On Social Violence: The sociological studies and the U.S. criminal justice system
Some people act violently against others. This violence can be either planned or unplanned, impulsive or resulting from drugs or violent tendencies. Oftentimes this violence results in injuries to people, animals, destruction of property and death.
Also, some violent people are not penalized for their wrongdoings after they act violently, destructively and murderously.
In social dominance sociology, the people with tendencies of evading legal penalties are the dominant status groups who can be identified in each society as having a relatively small population size in the prison system in comparison to their population size at large in the society. In the United States, whites or people of European descent and the wealthy compose most the high-status groups.
Oftentimes violence is mostly focused at home for some people (domestic violence). Other times violence is outside of the home, at the workplace or in public (social violence).
There are some social groups that also act violently, whether it is against a government, a business, a gender, racial or religious group etc.
The social violence that is caused by organized social groups acting violently is of great importance for a society to reduce. Generally, such reductions require increases of fairness and safety.
Violence seemingly ruins peoples’ lives across the planet every moment and shatters others’ expectations for future endeavors. Violence ruins economies and causes “brain drain” when intellectuals flee the region with greater frequencies or intensities of violence.
Violence can be frequent in a region, such as El Salvador, Jamaica and Honduras, or cities, such as Kansas City, USA and San Salvador. In the country of El Salvador, which is one of the most violent nations, the MS-13 and Barrio 18 with other gangs totaling tens of thousands of gang members at large and several thousand in prison as well as over 50,000 youth gang members are increasing violence with organized crime.

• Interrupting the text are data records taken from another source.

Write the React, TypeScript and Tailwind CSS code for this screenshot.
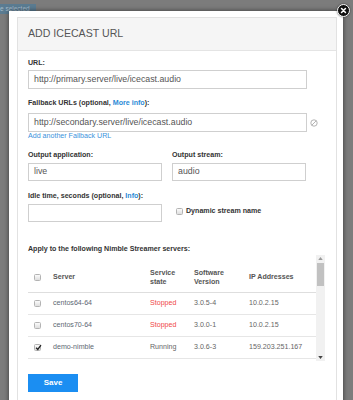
import React from "react";

const font = { fontFamily: '"Liberation Sans", Arial, sans-serif' };

function Cb({ checked }: { checked?: boolean }) {
  return (
    <span className="relative inline-flex h-[7px] w-[7px] items-center justify-center rounded-[1.5px] border border-[#b3b3b3] bg-gradient-to-b from-[#fbfbfb] to-[#dedede]">
      {checked && (
        <svg viewBox="0 0 8 8" className="absolute left-[0px] top-[-1px] h-[7px] w-[7px]">
          <path d="M1.3 4.2 L3.2 6.2 L6.8 1.2" fill="none" stroke="#222" strokeWidth="1.5" />
        </svg>
      )}
    </span>
  );
}

function Input({ value, className }: { value?: string; className: string }) {
  return (
    <div
      className={`flex items-center border border-[#cfcfcf] bg-white pl-[5px] text-[8.8px] text-[#555] ${className}`}
    >
      {value}
    </div>
  );
}

function Label({ children, className = "" }: { children: React.ReactNode; className?: string }) {
  return <div className={`h-[9px] text-[7.1px] font-bold leading-[9px] text-[#333] ${className}`}>{children}</div>;
}

const rows = [
  { name: "centos64-64", state: "Stopped", ver: "3.0.5-4", ip: "10.0.2.15", checked: false },
  { name: "centos70-64", state: "Stopped", ver: "3.0.0-1", ip: "10.0.2.15", checked: false },
  { name: "demo-nimble", state: "Running", ver: "3.0.6-3", ip: "159.203.251.167", checked: true },
];

export default function App() {
  return (
    <div className="relative h-[400px] w-[353px] overflow-hidden bg-[#7c7c7c]" style={font}>
      {/* background button behind overlay */}
      <div className="absolute left-[-8px] top-[4px] flex h-[10px] w-[44px] items-center bg-[#5b7c92] pl-[8px] text-[6.5px] leading-none text-[#a7bccb]">
        e selected
      </div>

      <div className="pl-[9px] pt-[11px]">
        <div className="relative w-[334px] bg-white pb-[20px] pl-[8px] pr-[6px] pt-[6px] shadow-[0_0_5px_rgba(0,0,0,0.55)]">
          {/* close */}
          <div className="absolute right-[-6.5px] top-[-7px] z-10 flex h-[13px] w-[13px] items-center justify-center rounded-full border-[1.5px] border-white bg-[#111] shadow-[0_0_2px_rgba(0,0,0,0.6)]">
            <svg viewBox="0 0 10 10" className="h-[7px] w-[7px]">
              <path d="M2.2 2.2 L7.8 7.8 M7.8 2.2 L2.2 7.8" stroke="#fff" strokeWidth="2.2" strokeLinecap="round" />
            </svg>
          </div>

          <div className="h-[400px] border border-[#e2e2e2]">
            <div className="flex h-[33px] items-center border-b border-[#e4e4e4] bg-[#f5f5f5] pl-[10px] text-[10.6px] text-[#555]">
              ADD ICECAST URL
            </div>

            <div className="pl-[10px] pt-[8px]">
              <Label>URL:</Label>
              <Input className="mt-[2px] h-[19px] w-[279px]" value="http://primary.server/live/icecast.audio" />

              <Label className="mt-[10px]">
                Fallback URLs (optional, <span className="text-[#2b8ad6]">More info</span>):
              </Label>
              <div className="mt-[5px] flex items-center">
                <Input className="h-[19px] w-[279px]" value="http://secondary.server/live/icecast.audio" />
                <svg viewBox="0 0 10 10" className="ml-[3px] h-[8px] w-[8px]">
                  <circle cx="5" cy="5" r="4" fill="none" stroke="#aaa" strokeWidth="1.1" />
                  <path d="M2.3 7.7 L7.7 2.3" stroke="#aaa" strokeWidth="1.1" />
                </svg>
              </div>
              <div className="h-[9px] text-[7.1px] leading-[9px] text-[#3a92dc]">Add another Fallback URL</div>

              <div className="mt-[10px] flex gap-[10px]">
                <div>
                  <Label>Output application:</Label>
                  <Input className="mt-[3px] h-[18px] w-[134px]" value="live" />
                </div>
                <div>
                  <Label>Output stream:</Label>
                  <Input className="mt-[3px] h-[18px] w-[134px]" value="audio" />
                </div>
              </div>

              <Label className="mt-[11px]">
                Idle time, seconds (optional, <span className="text-[#2b8ad6]">Info</span>):
              </Label>
              <div className="mt-[3px] flex gap-[10px]">
                <Input className="h-[18px] w-[134px]" />
                <div className="flex items-start pl-[4px] pt-[4px]">
                  <Cb />
                  <span className="ml-[3px] mt-[-1px] text-[7.1px] font-bold leading-[9px] text-[#333]">
                    Dynamic stream name
                  </span>
                </div>
              </div>

              <Label className="mt-[23px]">Apply to the following Nimble Streamer servers:</Label>

              <div className="mt-[1px] flex h-[106px] w-[297px]">
                <div className="w-[288px] overflow-hidden text-[7.1px]">
                  <div className="flex h-[38px] items-center border-b border-[#dedede] pt-[8px] font-bold leading-[9px] text-[#555]">
                    <div className="flex w-[25px] pl-[6px]">
                      <Cb />
                    </div>
                    <div className="w-[97px]">Server</div>
                    <div className="w-[44px]">
                      Service
                      <br />
                      state
                    </div>
                    <div className="w-[55px]">
                      Software
                      <br />
                      Version
                    </div>
                    <div>IP Addresses</div>
                  </div>
                  {rows.map((r) => (
                    <div key={r.name} className="flex h-[22px] items-center border-b border-[#e6e6e6] text-[#666]">
                      <div className="flex w-[25px] pl-[6px]">
                        <Cb checked={r.checked} />
                      </div>
                      <div className="w-[97px] text-[#5d6773]">{r.name}</div>
                      <div className={`w-[44px] ${r.state === "Stopped" ? "text-[#f04848]" : "text-[#666]"}`}>
                        {r.state}
                      </div>
                      <div className="w-[55px]">{r.ver}</div>
                      <div>{r.ip}</div>
                    </div>
                  ))}
                </div>
                {/* scrollbar */}
                <div className="ml-[0px] flex w-[9px] flex-col items-center bg-[#f1f1f1]">
                  <svg viewBox="0 0 6 4" className="mt-[2px] h-[3px] w-[5px]">
                    <path d="M0 4 L3 0 L6 4 Z" fill="#9a9a9a" />
                  </svg>
                  <div className="mt-[3px] h-[23px] w-[7px] bg-[#c1c1c1]" />
                  <div className="flex-1" />
                  <svg viewBox="0 0 6 4" className="mb-[2px] h-[3px] w-[5px]">
                    <path d="M0 0 L6 0 L3 4 Z" fill="#444" />
                  </svg>
                </div>
              </div>

              <div className="mt-[13px] flex h-[18px] w-[50px] items-center justify-center bg-[#1b8ef2] text-[8px] font-bold text-white">
                Save
              </div>
            </div>
          </div>
        </div>
      </div>
    </div>
  );
}
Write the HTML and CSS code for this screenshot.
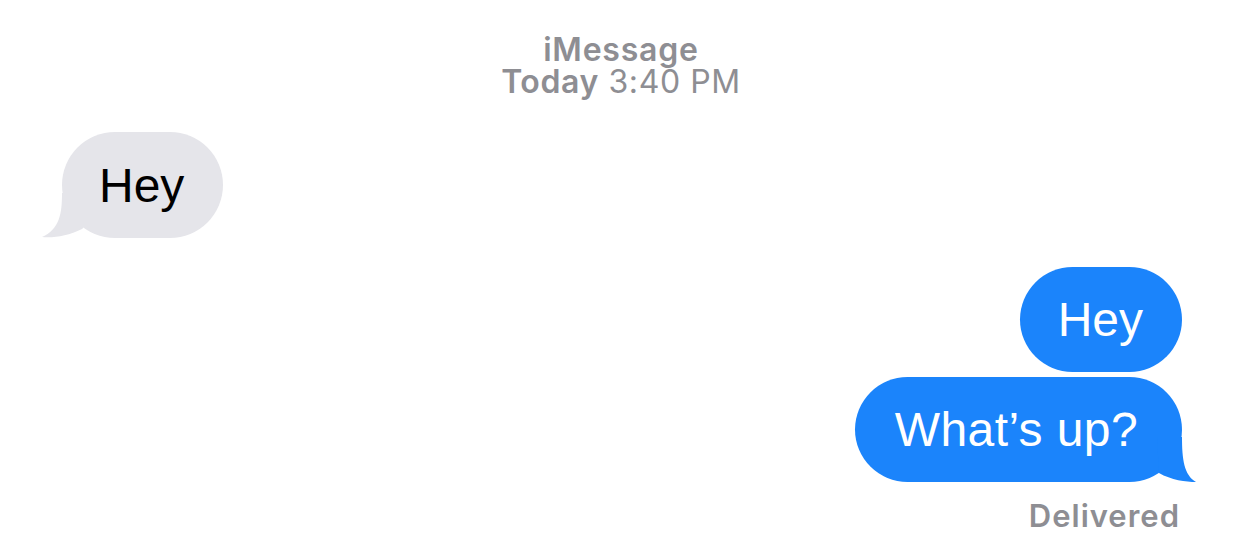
FILE: index.html
```html
<!DOCTYPE html>
<html lang="en">
<head>
<meta charset="utf-8">
<title>iMessage</title>
<link rel="stylesheet" href="styles.css">
</head>
<body>
<main class="thread">
  <header class="meta">
    <div class="meta-service">iMessage</div>
    <div class="meta-time"><span class="meta-day">Today</span> 3:40 PM</div>
  </header>

  <div class="bubble bubble-them">
    <span class="bubble-text">Hey</span>
    <svg class="tail tail-them" viewBox="0 0 46 45" preserveAspectRatio="none" aria-hidden="true">
      <path d="M46 0 L20 0 C20 20 18 36 0 44 C12 45 26 43 40 36 L46 30 Z"/>
    </svg>
  </div>

  <div class="group-me">
    <div class="bubble bubble-me bubble-first">
      <span class="bubble-text">Hey</span>
    </div>
    <div class="bubble bubble-me bubble-second">
      <span class="bubble-text">What’s up?</span>
      <svg class="tail tail-me" viewBox="0 0 40 45" preserveAspectRatio="none" aria-hidden="true">
        <path d="M0 0 L25 0 C25 22 27 38 39 45 C29 45 14 43 2 36 Z"/>
      </svg>
    </div>
    <div class="status">Delivered</div>
  </div>
</main>
</body>
</html>
```

FILE: styles.css
```css
html, body {
  margin: 0;
  padding: 0;
  background: #ffffff;
}

body {
  width: 1242px;
  height: 551px;
  overflow: hidden;
  font-family: "Liberation Sans", Arial, sans-serif;
}

.thread {
  display: flex;
  flex-direction: column;
  padding-top: 34px;
}

.meta {
  text-align: center;
  color: #8e8e93;
  font-family: Inter, "Liberation Sans", sans-serif;
  font-size: 32px;
  line-height: 32px;
}

.meta-service {
  font-weight: 600;
  letter-spacing: 0.8px;
}

.meta-time {
  font-weight: 400;
  letter-spacing: 0.6px;
}

.meta-day {
  font-weight: 600;
}

.bubble {
  position: relative;
  display: flex;
  align-items: center;
  height: 105px;
  padding: 0 37px;
  border-radius: 53px;
  font-size: 48px;
  line-height: 105px;
  box-sizing: border-box;
}

.bubble-text {
  position: relative;
  z-index: 1;
  white-space: nowrap;
}

.bubble-them {
  align-self: flex-start;
  margin-top: 34px;
  margin-left: 62px;
  height: 106px;
  padding: 0 39px 0 37px;
  background: #e5e5ea;
  color: #000000;
}

.group-me {
  display: flex;
  flex-direction: column;
  align-items: flex-end;
  margin-top: 29px;
  margin-right: 60px;
  gap: 5px;
}

.bubble-me {
  background: #1b84fb;
  color: #ffffff;
}

.bubble-first {
  padding: 0 39px 0 38px;
}

.bubble-second {
  padding: 0 44px 0 40px;
  letter-spacing: 0.4px;
}

.tail {
  position: absolute;
  bottom: 0;
  height: 45px;
  z-index: 0;
}

.tail-me {
  right: -15px;
  width: 40px;
  fill: #1b84fb;
}

.tail-them {
  left: -20px;
  width: 46px;
  fill: #e5e5ea;
}

.status {
  margin-top: 14px;
  margin-right: 2px;
  color: #8e8e93;
  font-family: Inter, "Liberation Sans", sans-serif;
  font-weight: 600;
  font-size: 31px;
  line-height: 30px;
  letter-spacing: 1px;
}
```
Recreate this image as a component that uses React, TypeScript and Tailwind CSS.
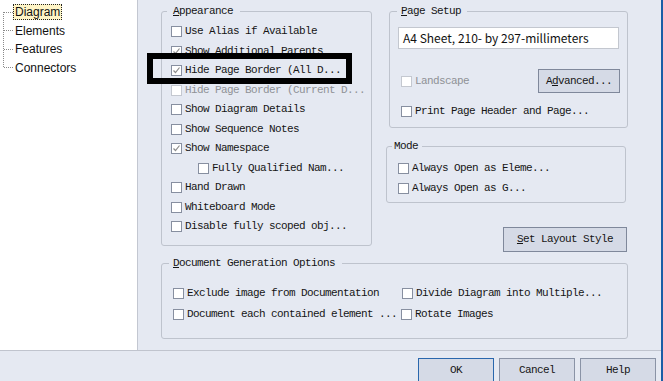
import type { ReactNode } from 'react';

const mono = "font-['Liberation_Mono',monospace] text-[11px] tracking-[-0.6px] leading-[13px]";

function Box({ checked, disabled }: { checked?: boolean; disabled?: boolean }) {
  return (
    <span
      className={`flex h-[11px] w-[11px] shrink-0 items-center justify-center border bg-white ${
        disabled ? 'border-[#C4C8D0]' : 'border-[#878FA0]'
      }`}
    >
      {checked && (
        <svg width="9" height="9" viewBox="0 0 9 9">
          <polyline points="1.5,4.5 3.5,6.5 7.5,1.5" fill="none" stroke="#8C8C8C" strokeWidth="1.2" />
        </svg>
      )}
    </span>
  );
}

function Check({
  label,
  checked,
  disabled,
  className = '',
}: {
  label: string;
  checked?: boolean;
  disabled?: boolean;
  className?: string;
}) {
  return (
    <div className={`flex items-center gap-[3px] ${className}`}>
      <Box checked={checked} disabled={disabled} />
      <span className={`${mono} whitespace-nowrap ${disabled ? 'text-[#8F9196]' : 'text-[#151515]'}`}>{label}</span>
    </div>
  );
}

function Group({
  legend,
  legendClass,
  className,
  children,
}: {
  legend: ReactNode;
  legendClass: string;
  className: string;
  children: ReactNode;
}) {
  return (
    <fieldset className={`rounded-[3px] border border-[#BEC3CD] ${className}`}>
      <legend className={`${mono} leading-[16px] text-[#151515] ${legendClass}`}>{legend}</legend>
      {children}
    </fieldset>
  );
}

function Btn({ children, className = '' }: { children: ReactNode; className?: string }) {
  return (
    <button
      className={`${mono} flex items-center justify-center border bg-[#D5DAE6] text-[#151515] ${className}`}
    >
      {children}
    </button>
  );
}

function Tree() {
  const items = ['Diagram', 'Elements', 'Features', 'Connectors'];
  return (
    <div className="flex w-[138px] shrink-0 border-r border-[#C3C7D1] bg-white pt-[3px]">
      <svg width="13" height="74" className="shrink-0" shapeRendering="crispEdges">
        <line x1="3.5" y1="9" x2="3.5" y2="65" stroke="#8A8A8A" strokeDasharray="1 1" />
        {[9.5, 27.5, 46.5, 64.5].map((y) => (
          <line key={y} x1="4" y1={y} x2="13" y2={y} stroke="#8A8A8A" strokeDasharray="1 1" />
        ))}
      </svg>
      <div className="flex flex-col font-['Liberation_Sans',sans-serif] text-[12px] text-[#111]">
        {items.map((t, i) => (
          <div key={t} className="flex h-[18.5px] items-center">
            {i === 0 ? (
              <span className="border border-dotted border-[#222] bg-[#FFF5C6] px-[1px] leading-[14px]">{t}</span>
            ) : (
              <span className="pl-[2px] leading-[14px]">{t}</span>
            )}
          </div>
        ))}
      </div>
    </div>
  );
}

export default function App() {
  return (
    <div className="relative flex h-[381px] w-[663px] flex-col overflow-hidden border-r-2 border-[#1B5DA6] bg-[#E5E9F2]">
      <div className="flex h-[350px] shrink-0">
        <Tree />
        <div className="flex-1 pl-[23px]">
          <div className="flex h-[246px] items-start">
            <Group
              className="mt-[3px] h-[243px] w-[211px]"
              legendClass="ml-[5px] pl-[6px] pr-[7px]"
              legend={
                <>
                  <span className="underline">A</span>ppearance
                </>
              }
            >
              <div className="flex flex-col pl-[9px] pt-[3px]">
                <Check className="h-[19.5px]" label="Use Alias if Available" />
                <Check className="h-[19.5px]" label="Show Additional Parents" checked />
                <Check className="h-[19.5px]" label="Hide Page Border (All D..." checked />
                <Check className="h-[19.5px]" label="Hide Page Border (Current D..." disabled />
                <Check className="h-[19.5px]" label="Show Diagram Details" />
                <Check className="h-[19.5px]" label="Show Sequence Notes" />
                <Check className="h-[19.5px]" label="Show Namespace" checked />
                <Check className="h-[19.5px] pl-[27px]" label="Fully Qualified Nam..." />
                <Check className="h-[19.5px]" label="Hand Drawn" />
                <Check className="h-[19.5px]" label="Whiteboard Mode" />
                <Check className="h-[19.5px]" label="Disable fully scoped obj..." />
              </div>
            </Group>

            <div className="ml-[17px] mt-[3px] flex w-[239px] flex-col">
              <Group
                className="h-[125px] w-[239px]"
                legendClass="ml-[7px] pl-[4px] pr-[6px]"
                legend={
                  <>
                    <span className="underline">P</span>age Setup
                  </>
                }
              >
                <div className="ml-[8px] mt-[8px] flex h-[22px] w-[221px] items-center border border-[#C3C7CF] bg-white pl-[4px] font-['Noto_Sans_CJK_SC',sans-serif] text-[12px] text-[#111]">
                  A4 Sheet, 210- by 297-millimeters
                </div>
                <div className="mt-[20px] flex h-[24px] items-center justify-between pl-[11px] pr-[7px]">
                  <Check label="Landscape" disabled />
                  <Btn className="h-[24px] w-[82px] border-[#7F889B]">
                    <span>
                      A<span className="underline">d</span>vanced...
                    </span>
                  </Btn>
                </div>
                <Check className="mt-[8px] h-[20px] pl-[11px]" label="Print Page Header and Page..." />
              </Group>

              <Group className="ml-[-3px] mt-[10px] h-[65px] w-[240px]" legendClass="ml-[5px] pl-[2px] pr-[4px]" legend="Mode">
                <div className="flex flex-col pl-[11px] pt-[5px]">
                  <Check className="h-[19.5px]" label="Always Open as Eleme..." />
                  <Check className="h-[19.5px]" label="Always Open as G..." />
                </div>
              </Group>

              <Btn className="mr-[1px] mt-[24px] h-[25px] w-[124px] self-end border-[#7F889B]">
                <span>
                  <span className="underline">S</span>et Layout Style
                </span>
              </Btn>
            </div>
          </div>

          <Group
            className="mt-[9px] h-[84px] w-[467px]"
            legendClass="ml-[7px] pl-[4px] pr-[7px]"
            legend={
              <>
                <span className="underline">D</span>ocument Generation Options
              </>
            }
          >
            <div className="grid grid-cols-[229px_1fr] pl-[11px] pt-[12px]">
              <Check className="h-[21px]" label="Exclude image from Documentation" />
              <Check className="h-[21px]" label="Divide Diagram into Multiple..." />
              <Check className="h-[21px]" label="Document each contained element ..." />
              <Check className="ml-[-1px] h-[21px]" label="Rotate Images" />
            </div>
          </Group>
        </div>
      </div>

      <div className="flex flex-1 justify-end gap-[5px] border-t border-[#C0C4CE] pr-[5px] pt-[7px]">
        <Btn className="h-[24px] w-[76px] shrink-0 border-[#2A67AD]">OK</Btn>
        <Btn className="h-[24px] w-[76px] shrink-0 border-[#8A93A6]">Cancel</Btn>
        <Btn className="h-[24px] w-[76px] shrink-0 border-[#8A93A6]">Help</Btn>
      </div>

      <div className="absolute left-[147px] top-[53px] h-[31px] w-[205px] border-[6px] border-black" />
    </div>
  );
}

Understanding violence within any society requires an understanding of the systems that both reduce and increase violence, dominance, and subordination.
One system from which we can know more about violence is a legal system and its subsystem called the “penal system” or “criminal justice system.” Of course, there are organized efforts to stop violence and to prevent and deter violence, which are made by the law.
The police, FBI, and other law enforcement agencies are reducers of violence. Just their existence may deter violence from smaller groups that are organizing and individuals.
However, the law also uses violence and threatens violence against others. Moreover, the law is sometimes terribly unfair and ruins peoples’ lives every moment somewhere around the Earth. The law sometimes ruins others’ expectations for completing their goals. It even unfairly prevents groups from reaching their objectives.
These are the major conflicts in societies, especially among those groups that are subordinated, because the law is both a reducer of violence and an implementer of violence that terrifies people. The people who are terrified the most of the law are the low-status or subordinate groups.
Social dominance sociology argues strongly that subordinate groups in any society are easily identifiable as the groups with very large prison populations in comparison to their population sizes at large. In America, the lower socio-economic classes as well as black and native men compose large portions of the U.S. prison population and the private prison populations.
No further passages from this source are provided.